Con l’ordinanza n. 7161 del 25/03/2010, le Sezioni unite di questa Corte hanno precisato che “In tema di ricorso per cassazione, l’art. 366 c.p.c., comma 1, n. 6, novellato dal D.Lgs. n. 40 del 2006, oltre a richiedere 1′ indicazione degli atti, dei documenti e dei contratti o accordi collettivi posti a fondamento del ricorso, esige che sia specificato in quale sede processuale il documento risulti prodotto;

tale prescrizione va correlata all’ulteriore requisito di procedibilità di cui all’art. 369 c.p.c., comma 2, n. 4, per cui deve ritenersi, in particolare, soddisfatta: a) qualora il documento sia stato prodotto nelle fasi di merito dallo stesso ricorrente e si trovi nel fascicolo di esse, mediante la produzione del fascicolo, purchè nel ricorso si specifichi che il fascicolo è stato prodotto e la sede in cui il documento è rinvenibile”.

Nella specie non si è neppure indicato che il contratto integrativo era stato prodotto nel fascicolo di merito, onde il primo motivo è improcedibile.

2. Quanto al difetto di motivazione, di cui al secondo mezzo, si contesta che le maggiori retribuzioni spettino anche per i giorni non lavorati nell’ufficio Unep di Menaggio.

La censura va rigettata dal momento che i Giudici di merito hanno affermato che le mansioni dirigenziali presso quell’ufficio erano prevalenti rispetto a quelle di B3 svolte a Como, anche nei giorni non cui non si recava a Menaggio; si tratta di un giudizio di merito, motivato dal fatto che anche in quei giorni il M. si assumeva la responsabilità dell’ufficio, indipendentemente dalla presenza sul luogo di lavoro, anche perchè era lo stesso M. a programmarla a seconda delle effettive esigenze di lavoro. Si tratta di apprezzamento di merito, privo di vizi logici, nè è stata lamentata la mancata valutazione di circostanze decisive di segno contrario, onde la censura va rigettata.
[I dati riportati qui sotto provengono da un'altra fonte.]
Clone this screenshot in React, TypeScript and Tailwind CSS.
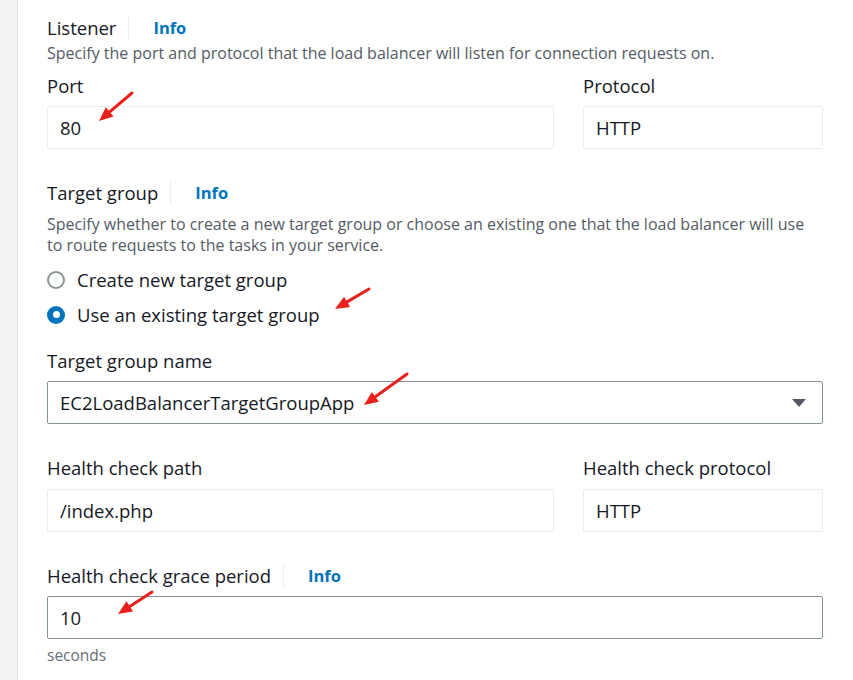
import React from "react";

const font = { fontFamily: '"Open Sans", "Noto Sans", Arial, sans-serif' };

function Arrow({ x1, y1, x2, y2 }: { x1: number; y1: number; x2: number; y2: number }) {
  const dx = x2 - x1;
  const dy = y2 - y1;
  const len = Math.sqrt(dx * dx + dy * dy);
  const ux = dx / len;
  const uy = dy / len;
  const hl = 14;
  const hw = 6;
  const bx = x2 - ux * hl;
  const by = y2 - uy * hl;
  const px = -uy;
  const py = ux;
  return (
    <g>
      <line x1={x1} y1={y1} x2={bx} y2={by} stroke="#e8201b" strokeWidth={3} strokeLinecap="round" />
      <polygon
        points={`${x2},${y2} ${bx + px * hw},${by + py * hw} ${bx - px * hw},${by - py * hw}`}
        fill="#e8201b"
      />
    </g>
  );
}

function Header({ title }: { title: string }) {
  return (
    <div className="flex items-center h-[24px]">
      <span className="text-[18.5px] leading-[24px] text-[#16191f]">{title}</span>
      <span className="ml-[12px] mr-[24px] w-px h-[24px] bg-[#eaeded]" />
      <span className="text-[16.5px] font-bold text-[#0073bb]">Info</span>
    </div>
  );
}

function Label({ children }: { children: React.ReactNode }) {
  return <div className="text-[18.5px] leading-[24px] text-[#16191f]">{children}</div>;
}

function LightInput({ value }: { value: string }) {
  return (
    <div className="h-[43px] border border-[#eaeded] rounded-[2px] flex items-center px-[12px] text-[18.5px] text-[#16191f]">
      {value}
    </div>
  );
}

export default function App() {
  return (
    <div className="relative flex w-[853px] h-[680px] bg-white overflow-hidden" style={font}>
      <div className="w-[18px] bg-[#f2f3f3] border-r border-[#e1e4e6]" />
      <div className="flex-1 pl-[29px] pr-[30px] pt-[16px]">
        <Header title="Listener" />
        <div className="text-[16px] leading-[21px] text-[#545b64] mt-[3px]">
          Specify the port and protocol that the load balancer will listen for connection requests on.
        </div>
        <div className="flex gap-[29px] mt-[10px]">
          <div className="w-[507px] flex flex-col gap-[8px]">
            <Label>Port</Label>
            <LightInput value="80" />
          </div>
          <div className="flex-1 flex flex-col gap-[8px]">
            <Label>Protocol</Label>
            <LightInput value="HTTP" />
          </div>
        </div>

        <div className="mt-[32px]">
          <Header title="Target group" />
        </div>
        <div className="text-[16px] leading-[21px] text-[#545b64] mt-[9px] w-[770px]">
          Specify whether to create a new target group or choose an existing one that the load balancer will use to route requests to the tasks in your service.
        </div>
        <div className="mt-[6px] flex flex-col">
          <div className="flex items-center h-[35px]">
            <span className="w-[18px] h-[18px] rounded-full border-2 border-[#879596] bg-white" />
            <span className="ml-[12px] text-[18.5px] text-[#16191f]">Create new target group</span>
          </div>
          <div className="flex items-center h-[35px]">
            <span className="w-[18px] h-[18px] rounded-full bg-[#0073bb] flex items-center justify-center">
              <span className="w-[7px] h-[7px] rounded-full bg-white" />
            </span>
            <span className="ml-[12px] text-[18.5px] text-[#16191f]">Use an existing target group</span>
          </div>
        </div>

        <div className="mt-[17px] flex flex-col gap-[8px]">
          <Label>Target group name</Label>
          <div className="h-[43px] border border-[#879596] rounded-[2px] flex items-center justify-between pl-[12px] pr-[16px] text-[18.5px] text-[#16191f]">
            <span>EC2LoadBalancerTargetGroupApp</span>
            <svg width="14" height="10" viewBox="0 0 14 10">
              <polygon points="0,1 14,1 7,9" fill="#545b64" />
            </svg>
          </div>
        </div>

        <div className="flex gap-[29px] mt-[32px]">
          <div className="w-[507px] flex flex-col gap-[9px]">
            <Label>Health check path</Label>
            <LightInput value="/index.php" />
          </div>
          <div className="flex-1 flex flex-col gap-[9px]">
            <Label>Health check protocol</Label>
            <LightInput value="HTTP" />
          </div>
        </div>

        <div className="mt-[32px]">
          <Header title="Health check grace period" />
        </div>
        <div className="mt-[8px] h-[43px] border border-[#879596] rounded-[2px] flex items-center px-[12px] text-[18.5px] text-[#16191f]">
          10
        </div>
        <div className="mt-[6px] text-[15.5px] leading-[20px] text-[#687078]">seconds</div>
      </div>

      <svg className="absolute left-0 top-0 pointer-events-none" width="853" height="680">
        <Arrow x1={132} y1={93} x2={99} y2={121} />
        <Arrow x1={369} y1={289} x2={335} y2={309} />
        <Arrow x1={407} y1={374} x2={364} y2={405} />
        <Arrow x1={152} y1={592} x2={118} y2={614} />
      </svg>
    </div>
  );
}
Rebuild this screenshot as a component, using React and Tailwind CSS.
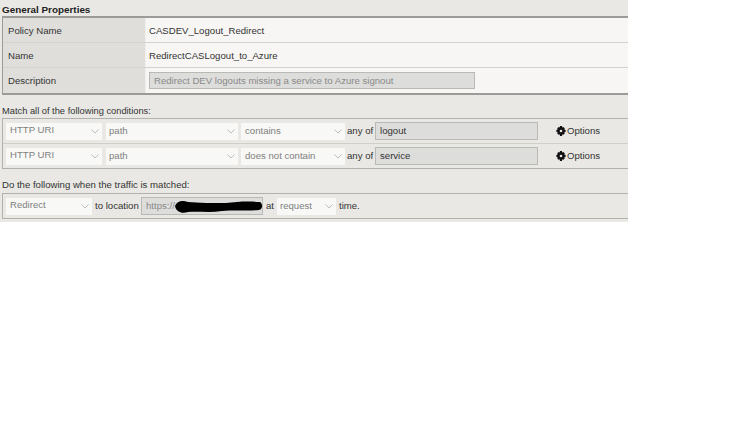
const font = { fontFamily: '"Liberation Sans", Arial, sans-serif' };

function Chevron() {
  return (
    <svg width="8" height="5" viewBox="0 0 8 5" className="shrink-0">
      <path d="M0.5 0.5 L4 4 L7.5 0.5" fill="none" stroke="#bdbdbd" strokeWidth="1" />
    </svg>
  );
}

function Select({ label, className, top = false }) {
  return (
    <div className={`flex h-[17px] items-center justify-between bg-[#f8f8f6] pr-[3px] text-[9.6px] text-[#808080] ${className}`}>
      <span className={top ? "-mt-[1px]" : ""}>{label}</span>
      <Chevron />
    </div>
  );
}

function Gear() {
  return (
    <svg width="10" height="10" viewBox="0 0 10 10" className="shrink-0">
      <path
        d="M4 0h2l.3 1.4 1-.5L8.8 2.2l-.6 1L9.6 4v2l-1.4.3.6 1.2-1.4 1.3-1-.6L6 10H4l-.4-1.8-1 .6L1.2 7.5l.6-1.2L.4 6V4l1.4-.8-.6-1L2.7.9l1 .5z"
        fill="#111"
      />
      <circle cx="5" cy="5" r="1.3" fill="#e9e8e4" />
    </svg>
  );
}

function ConditionRow({ op, value, border, height }) {
  return (
    <div className={`flex items-center pl-[3px] ${height} ${border ? "border-b border-[#cfcec9]" : ""}`}>
      <Select label="HTTP URI" className="w-[96px] pl-[4px]" top />
      <Select label="path" className="ml-[4px] w-[132px] pl-[3px]" />
      <Select label={op} className="ml-[3px] w-[104px] pl-[4px]" />
      <span className="ml-[2px] w-[28px] whitespace-nowrap text-[9.6px] text-[#333]">any of</span>
      <div className="flex h-[18px] w-[163px] items-center border border-[#b9b9b5] bg-[#dddddb] pl-[4px] text-[9.6px] text-[#333]">
        {value}
      </div>
      <div className="ml-[18px] flex items-center gap-[1px] text-[9.6px] text-[#333]">
        <Gear />
        <span>Options</span>
      </div>
    </div>
  );
}

function PropRow({ label, children, border }) {
  return (
    <div className={`flex h-[25px] ${border ? "border-b border-[#d3d2cd]" : ""}`}>
      <div className="flex w-[142px] shrink-0 items-center bg-[#dfdeda] pl-[5px] pt-[2px] text-[9.6px] text-[#333]">{label}</div>
      <div className="flex flex-1 items-center border-l border-[#f1f0ed] bg-[#f7f6f4] pl-[3px] text-[9.6px] text-[#333]">{children}</div>
    </div>
  );
}

export default function App() {
  return (
    <div style={font} className="min-h-[422px] bg-white">
      <div className="h-[222px] w-[628px] bg-[#e9e8e4] pl-[2px]">
        <div className="flex h-[16px] items-end pb-[1px] text-[9.9px] font-bold leading-none text-[#222]">General Properties</div>
        <div className="border-y-2 border-l border-[#9c9b97]">
          <PropRow label="Policy Name" border><span className="mt-[2px]">CASDEV_Logout_Redirect</span></PropRow>
          <PropRow label="Name" border><span className="mt-[2px]">RedirectCASLogout_to_Azure</span></PropRow>
          <PropRow label="Description">
            <div className="flex h-[17px] w-[326px] items-center border border-[#b9b9b5] bg-[#dddddb] pl-[4px] pt-[1px] text-[#8a8a8a]">
              Redirect DEV logouts missing a service to Azure signout
            </div>
          </PropRow>
        </div>
        <div className="flex h-[23px] items-end pb-[2px] text-[9.3px] leading-none text-[#333]">Match all of the following conditions:</div>
        <div className="border-y border-l border-[#b2b1ad]">
          <ConditionRow op="contains" value="logout" border height="h-[25px]" />
          <ConditionRow op="does not contain" value="service" height="h-[24px]" />
        </div>
        <div className="flex h-[24px] items-end pb-[3px] text-[9.6px] leading-none text-[#333]">Do the following when the traffic is matched:</div>
        <div className="flex h-[26px] items-center border-y border-l border-[#b2b1ad] pl-[3px] text-[9.6px] text-[#333]">
          <Select label="Redirect" className="w-[86px] pl-[4px]" top />
          <span className="ml-[3px] w-[46px] whitespace-nowrap">to location</span>
          <div className="relative flex h-[18px] w-[122px] items-center border border-[#b9b9b5] bg-[#dddddb] pl-[4px] text-[#8a8a8a]">
            https://
            <svg width="90" height="17" viewBox="0 0 90 17" className="absolute left-[32px] top-0">
              <path
                d="M1 8 C3 3 8 2 14 4 C24 5 40 5 52 5 C62 4 72 3 86 4 C89 6 89 11 85 12 C70 13 58 12 48 13 C36 15 24 13 14 14 C8 16 2 14 1 8 Z"
                fill="#000"
              />
            </svg>
          </div>
          <span className="ml-[3px] w-[11px]">at</span>
          <Select label="request" className="w-[59px] pl-[3px]" />
          <span className="ml-[3px]">time.</span>
        </div>
      </div>
    </div>
  );
}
Con il terzo mezzo si denunzia violazione del CCNL del 1999, del D.P.R. n. 1229 del 1959, artt. 2 e 6, del D.Lgs. n. 237 del 1997, artt. 122, 139, 140, 147 e 167 e del D.Lgs. n. 165 del 2001, artt. 45 e 64. Il motivo è inammissibile, perchè, nonostante sia dedotta la violazione di legge, manca completamente il quesito di diritto.

In relazione al quesito di diritto, l’art. 366 bis c.p.c., introdotto dal D.Lgs. 2 febbraio 2006, n. 40, (applicabile, ai sensi dell’art. 27, comma 2, di detto decreto, ai ricorsi per cassazione proposti avverso sentenze rese pubbliche in data successiva all’entrata in vigore del decreto stesso, come nella specie) stabilisce che l’illustrazione di ciascun motivo di ricorso proposto ai sensi del precedente art. 360 c.p.c., nn. 1, 2, 3, e 4, debba concludersi, a pena d’inammissibilità del motivo, con la formulazione di un quesito di diritto. Attraverso questa specifica norma, in particolare, il legislatore si propone l’obiettivo di garantire meglio l’aderenza dei motivi di ricorso (per violazione di legge o per vizi del procedimento) allo schema legale cui essi debbono corrispondere. La formulazione del quesito funge da prova necessaria della corrispondenza delle ragioni del ricorso ai canoni indefettibili del giudizio di legittimità, inteso come giudizio d’impugnazione a motivi limitati. Ne consegue non solo che la formulazione del quesito di diritto previsto da detta norma deve necessariamente essere esplicita, in riferimento a ciascun motivo di ricorso (cfr., in tal senso, Sez. un, n. 7258 del 2007, e Cass. n. 27130 del 2006), ma anche che essa non deve essere generica ed avulsa dalla fattispecie di cui si discute (cfr. Sez. un. n. 36 del 2007), risolvendosi altrimenti in un’astratta petizione di principio, perciò inidonea tanto ad evidenziare il nesso occorrente tra la singola fattispecie ed il principio di diritto che il ricorrente auspica sia enunciato, quanto ad agevolare la successiva enunciazione di tale principio, ad opera della Corte, in funzione nomofilattica. Inoltre la Corte, con la sentenza 26 marzo 2007 n. 7258 delle sezioni unite, ha affermato che la disposizione non può essere interpretata nel senso che il quesito di diritto si possa desumere implicitamente dalla formulazione del motivi di ricorso, perchè una tale interpretazione si risolverebbe nell’abrogazione tacita della norma.

Il motivo va quindi dichiarato inammissibile.

In definitiva il ricorso va rigettato. Le spese seguono la soccombenza.

P.Q.M.

La Corte rigetta il ricorso e condanna il ricorrente al pagamento delle spese liquidate in Euro per esborsi e in duemila Euro per onorari, oltre spese generali, Iva e CPA. Così deciso in Roma, il 26 maggio 2011.